24 abril 2014

Entre la fantasía y la nostalgia

Tratábase de la historia de una estirpe condenada, más que a la soledad, al aislamiento y al olvido. Habían pasado apenas dos años desde su primigenia publicación, cuando "tuve que leerla" sin ese beneficio que regala el tiempo, que permite la meditación, la correcta relación entre los actores y aquel disfrute que tal vez sea uno de los mayores obsequios que nos pueda otorgar la literatura: la posibilidad de saborear una y otra vez unas frases, que como en esa novela, estaban engalanadas con la prodigalidad de su exuberante poesía.

Me habían concedido un plazo excesivamente perentorio a esa edad -tenía solo diecisiete años- para que la leyera, hiciese un resumen y lo expusiera en un concurso intercolegial, el del Libro Leído. No me animaban, por lo tanto, la curiosidad o el deleite literario; mi lectura obedecía a un sentido del deber, a esa urgencia que nos atropella cuando nos obliga el compromiso. Por eso, creo que esa primera lectura obedeció a motivos equivocados, tenía algo que ver con esa "e" mayúscula escrita al revés, como si fuera un tres, como un error de linotipista que se había dejado sin corregir, en la postrera palabra del sugerente título.

De su autor se había empezado a hablar con insistencia. Era quizá, ya en esos días, el más relevante representante de una nueva manera de hacer novela en el continente; era la suya, una distinta forma de narrar, donde con un método alambicado se hacían coexistir a la magia y al realismo. Las novelas que habían surgido en aquella década parecían utilizar un recurso común: semejaban más bien una superposición de cuentos, donde reinaba la fantasía, la irrealidad, la intransigencia del mito. Y eso era "Cien años de soledad", una obra novedosa por su técnica, sus recursos y sus artificios.

Creo que para entonces su autor ya gozaba del rédito intangible de la fama. Yo no sabía, sin embargo, si la música de su nombre se trataba del capricho de uno de esos apellidos compuestos, si el García estaba allí como ingrediente bautismal o si se trataba más bien de su apellido paterno. Desde siempre debo haber tenido la callada sospecha que quizás obedecía a esa añeja costumbre que habríamos heredado de los conquistadores de ceder al influjo rimbombante de mencionar, cual si se tratase de un blasón exclusivo, nuestros dos apellidos completos.

Como para muchos, me habrían de bastar las primeras frases para intuir -a pesar de mi premura- que me había adentrado en la lectura de una historia alucinante. Esa antigua memoria de Aureliano Buendía, aquella de "la tarde remota en que su padre lo llevó a conocer el hielo" me habría de poner frente a frente con mi propio y más difuso recuerdo: la sombría mañana en que mi viejo "me llevó a conocer el mar", donde -más que el mismo océano- lo que habría de dejarme más duradera impresión fue aquello de comprobar que la playa era un rutilante plano inclinado donde jugueteaban las jaibas sobre un húmedo e interminable espejo...

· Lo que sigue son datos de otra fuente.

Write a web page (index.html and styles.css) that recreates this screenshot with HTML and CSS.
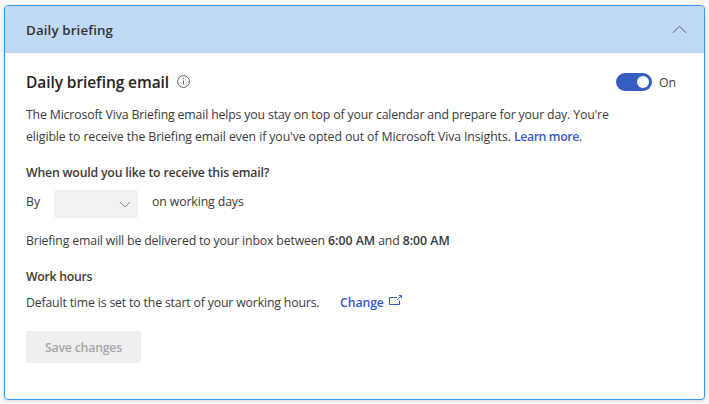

Pero, el verdadero magnetismo de "Cien años de soledad" no estaba en la relación de una epopeya inverosímil; el imán que atraía en la novela -como ese artilugio novedoso con que los gitanos convulsionaron a Macondo- era la forma en cómo se contaba la historia, con esa mezcla de verdad y de fantasía que caracterizaron a las leyendas que contaron después de la cena nuestros abuelos, con ese mismo amasijo de ingenuidad e inventiva que nos hicieron escucharles -con la boca abierta- todas esas historias inverosímiles que nos hablaron de la sombra que se desplazó en el desván, la caja del "entierro" que parecía cambiar de sitio en una pared o la orgiástica y lujuriosa del escurridizo "Chutamuertos"...

En días pasados se ha alejado de nosotros el creador de esa saga apasionante. El Macondo de su novela inimitable estuvo inspirado en el pueblo de su niñez y en la persuasión de que la vida no es lo que a uno realmente le sucede sino cómo uno lo recuerda. Del mismo modo, su pueblo fantástico y mitológico siempre nos ha de ayudar a prefigurar -y rememorar- nuestro más lejano y exclusivo pueblo fantasma, uno de cuya existencia es suficiente que estemos persuadidos nosotros mismos: la patria inalterable de nuestra propia infancia, la que nos lleva y llevará a la soledad de nuestra nostalgia, esa que anima nuestros más íntimos recuerdos.